Given task: Copy all lines of the listing that include the string "styles".

Items from a dataset
────────────────────
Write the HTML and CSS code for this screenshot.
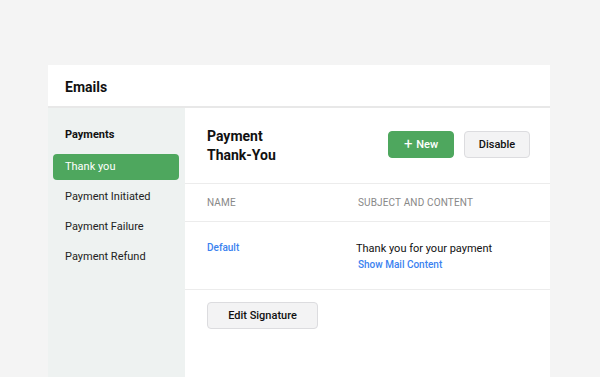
FILE: index.html
```html
<!DOCTYPE html>
<html lang="en">
<head>
    <meta charset="UTF-8">
    <meta name="viewport" content="width=device-width, initial-scale=1.0">
    <title>Emails</title>
    <link rel="stylesheet" href="styles.css">
</head>
<body>
    <div class="card">
        <div class="card-header">Emails</div>
        <div class="card-body">
            <div class="sidebar">
                <div class="sidebar-title">Payments</div>
                <div class="nav-item active">Thank you</div>
                <div class="nav-item">Payment Initiated</div>
                <div class="nav-item">Payment Failure</div>
                <div class="nav-item">Payment Refund</div>
            </div>
            <div class="main">
                <div class="main-header">
                    <h2 class="main-title">Payment<br>Thank-You</h2>
                    <div class="actions">
                        <button class="btn btn-green"><span class="plus">+</span> New</button>
                        <button class="btn btn-grey">Disable</button>
                    </div>
                </div>
                <div class="table-head">
                    <div class="col-name">NAME</div>
                    <div class="col-subject">SUBJECT AND CONTENT</div>
                </div>
                <div class="table-row">
                    <div class="col-name"><a class="link">Default</a></div>
                    <div class="col-subject">
                        <div class="subject">Thank you for your payment</div>
                        <a class="link show-content">Show Mail Content</a>
                    </div>
                </div>
                <div class="footer">
                    <button class="btn btn-grey btn-wide">Edit Signature</button>
                </div>
            </div>
        </div>
    </div>
</body>
</html>
```

FILE: styles.css
```css
body {
    margin: 0;
    background: #f4f4f4;
    font-family: Roboto, "Noto Sans", sans-serif;
    color: #111;
    height: 377px;
    overflow: hidden;
}
.card {
    margin: 65px 0 0 48px;
    width: 502px;
    height: 312px;
    background: #fff;
    display: flex;
    flex-direction: column;
}
.card-header {
    height: 43px;
    box-sizing: border-box;
    padding: 3px 0 0 17px;
    display: flex;
    align-items: center;
    font-size: 14px;
    font-weight: 700;
    border-bottom: 2px solid #e8e8e8;
}
.card-body {
    flex: 1;
    display: flex;
}
.sidebar {
    width: 137px;
    background: #eef2f1;
    padding: 19px 6px 0 5px;
    box-sizing: border-box;
}
.sidebar-title {
    font-size: 11px;
    font-weight: 700;
    padding-left: 12px;
    height: 16px;
    line-height: 16px;
    margin-bottom: 11px;
}
.nav-item {
    height: 26px;
    line-height: 26px;
    padding-left: 12px;
    margin-bottom: 4px;
    font-size: 11px;
    color: #222;
    border-radius: 4px;
}
.nav-item.active {
    background: #4ea75e;
    color: #fff;
}
.main {
    flex: 1;
    display: flex;
    flex-direction: column;
}
.main-header {
    height: 75px;
    display: flex;
    align-items: center;
    justify-content: space-between;
    padding: 0 20px 0 22px;
    border-bottom: 1px solid #ececec;
}
.main-title {
    margin: 1px 0 0;
    font-size: 14px;
    font-weight: 700;
    line-height: 19px;
}
.actions {
    display: flex;
    gap: 10px;
    margin-bottom: 2px;
}
.btn {
    height: 27px;
    width: 66px;
    border-radius: 4px;
    font-family: inherit;
    font-size: 11px;
    font-weight: 500;
    cursor: pointer;
    padding: 0;
}
.btn-green {
    background: #4ea75e;
    border: 1px solid #4ea75e;
    color: #fff;
}
.plus {
    font-size: 15px;
    font-weight: 400;
    line-height: 1;
    vertical-align: -1px;
    margin-right: 1px;
}
.btn-grey {
    background: #f3f3f4;
    border: 1px solid #dcdcdf;
    color: #111;
}
.btn-wide {
    width: 111px;
}
.table-head,
.table-row {
    display: flex;
    padding-left: 22px;
    border-bottom: 1px solid #ececec;
}
.table-head {
    height: 37px;
    align-items: center;
    font-size: 10px;
    color: #888;
    letter-spacing: 0.15px;
}
.col-name {
    width: 151px;
}
.table-row {
    height: 68px;
    box-sizing: border-box;
    padding-top: 19px;
}
.table-row .col-name {
    font-size: 10px;
    line-height: 14px;
}
.link {
    color: #3b82f0;
    font-size: 10px;
    font-weight: 500;
}
.table-row .col-subject {
    margin-left: -2px;
    padding-top: 1px;
}
.subject {
    font-size: 11px;
    line-height: 14px;
}
.show-content {
    display: block;
    margin-left: 2px;
    margin-top: 2px;
    line-height: 14px;
}
.footer {
    padding: 12px 0 0 22px;
}
```
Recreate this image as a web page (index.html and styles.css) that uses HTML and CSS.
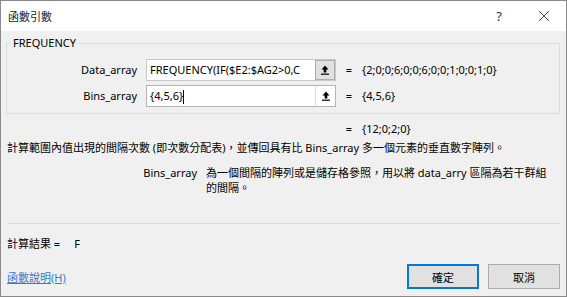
FILE: index.html
```html
<!DOCTYPE html>
<html>
<head>
<meta charset="utf-8">
<link rel="stylesheet" href="styles.css">
</head>
<body>
<div class="win">
  <div class="titlebar">
    <span class="title">函數引數</span>
    <span class="help">?</span>
    <span class="close"><svg width="12" height="12" viewBox="0 0 12 12"><path d="M1 1 L11 11 M11 1 L1 11" stroke="#444" stroke-width="1" fill="none"/></svg></span>
  </div>
  <div class="body">
    <fieldset class="group">
      <legend>FREQUENCY</legend>
      <div class="grid">
        <span class="lbl">Data_array</span>
        <div class="field">
          <span class="txt">FREQUENCY(IF($E2:$AG2&gt;0,C</span>
          <span class="ref pressed"><svg width="8" height="10" viewBox="0 0 8 10"><path d="M4 0.5 L7.5 4.5 L5.3 4.5 L5.3 7.5 L2.7 7.5 L2.7 4.5 L0.5 4.5 Z" fill="#000"/><rect x="0" y="8.6" width="8" height="1.2" fill="#000"/></svg></span>
        </div>
        <span class="eq">=</span>
        <span class="val">{2;0;0;6;0;0;6;0;0;1;0;0;1;0}</span>

        <span class="lbl">Bins_array</span>
        <div class="field focus">
          <span class="txt">{4,5,6}<span class="caret"></span></span>
          <span class="ref"><svg width="8" height="10" viewBox="0 0 8 10"><path d="M4 0.5 L7.5 4.5 L5.3 4.5 L5.3 7.5 L2.7 7.5 L2.7 4.5 L0.5 4.5 Z" fill="#000"/><rect x="0" y="8.6" width="8" height="1.2" fill="#000"/></svg></span>
        </div>
        <span class="eq">=</span>
        <span class="val">{4,5,6}</span>
      </div>
    </fieldset>
    <div class="grid result">
      <span></span><span></span>
      <span class="eq">=</span>
      <span class="val">{12;0;2;0}</span>
    </div>
    <p class="desc">計算範圍內值出現的間隔次數 (即次數分配表)，並傳回具有比 Bins_array 多一個元素的垂直數字陣列。</p>
    <div class="param">
      <span class="pname">Bins_array</span>
      <span class="ptext">為一個間隔的陣列或是儲存格參照，用以將 data_arry 區隔為若干群組的間隔。</span>
    </div>
    <div class="sep"></div>
    <div class="calc"><span>計算結果 =</span><span class="calcval">F</span></div>
    <div class="footer">
      <a class="link" href="#">函數說明(H)</a>
      <div class="buttons">
        <button class="btn default">確定</button>
        <button class="btn">取消</button>
      </div>
    </div>
  </div>
</div>
</body>
</html>
```
FILE: styles.css
```css
* { box-sizing: border-box; }
html, body { margin: 0; padding: 0; }
body {
  width: 567px;
  height: 297px;
  overflow: hidden;
  font-family: "Noto Sans", "Noto Sans CJK TC", sans-serif;
  font-size: 11px;
  color: #000;
  background: #f0f0f0;
}
.win {
  width: 567px;
  height: 297px;
  border: 1px solid #8a8a8a;
  background: #f0f0f0;
  display: flex;
  flex-direction: column;
}
.titlebar {
  height: 30px;
  background: #fff;
  display: flex;
  align-items: center;
  padding-left: 7px;
  flex: none;
}
.title { flex: 1; color: #222; }
.help { width: 20px; text-align: center; color: #333; font-size: 13px; margin-right: 25px; }
.close { width: 20px; display: flex; justify-content: center; margin-right: 12px; }
.body {
  flex: 1;
  padding: 0 6px 0 5px;
  display: flex;
  flex-direction: column;
}
.group {
  margin: 5px 0 0 0;
  padding: 0 0 6px 0;
  border: 1px solid #dcdcdc;
  min-width: 0;
}
.group legend {
  padding: 0 2px;
  margin-left: 4px;
  color: #000;
  line-height: 14px;
}
.grid {
  display: grid;
  grid-template-columns: 139px 195px 16px 1fr;
  row-gap: 4px;
  align-items: center;
  line-height: 16px;
}
.group .grid { margin-top: 9px; }
.lbl { text-align: right; padding-right: 9px; }
.eq { text-align: center; }
.val { padding-left: 5px; }
.field {
  width: 190px;
  height: 22px;
  border: 1px solid #c8c8c8;
  background: #fff;
  display: flex;
  align-items: stretch;
}
.field.focus { border-color: #b4b4b4; }
.txt {
  flex: 1;
  min-width: 0;
  overflow: hidden;
  white-space: nowrap;
  padding-left: 3px;
  line-height: 20px;
}
.caret {
  display: inline-block;
  width: 1px;
  height: 14px;
  background: #000;
  vertical-align: middle;
}
.ref {
  width: 20px;
  flex: none;
  display: flex;
  align-items: center;
  justify-content: center;
  border-left: 1px solid #e0e0e0;
  background: #fff;
}
.ref.pressed {
  background: #e1e1e1;
  border: 1px solid #adadad;
}
.result { margin-top: 7px; padding-left: 1px; }
.desc {
  margin: 3px 0 0 0;
  padding-left: 1px;
  line-height: 16px;
}
.param {
  display: flex;
  margin-top: 9px;
  line-height: 15px;
}
.pname {
  width: 200px;
  text-align: right;
  padding-right: 9px;
  flex: none;
}
.ptext { flex: 1; padding-right: 6px; }
.sep {
  height: 1px;
  background: #dcdcdc;
  margin-top: 28px;
  margin-left: 1px;
}
.calc {
  margin-top: 12px;
  padding-left: 1px;
  line-height: 16px;
  display: flex;
}
.calcval { margin-left: 14px; }
.footer {
  margin-top: 12px;
  display: flex;
  align-items: center;
  justify-content: space-between;
}
.link {
  color: #3a78c9;
  text-decoration: underline;
  padding-left: 1px;
}
.buttons { display: flex; gap: 9px; }
.btn {
  width: 72px;
  height: 25px;
  font-family: "Noto Sans", "Noto Sans CJK TC", sans-serif;
  font-size: 11px;
  background: #e1e1e1;
  border: 1px solid #adadad;
  color: #000;
  padding: 0;
}
.btn.default { border: 2px solid #0078d7; }
```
────────────────────
Response to this exercise:
    <link rel="stylesheet" href="styles.css">
FILE: styles.css
Recreate this image as a web page (index.html and styles.css) that uses HTML and CSS.
<link rel="stylesheet" href="styles.css">
FILE: styles.css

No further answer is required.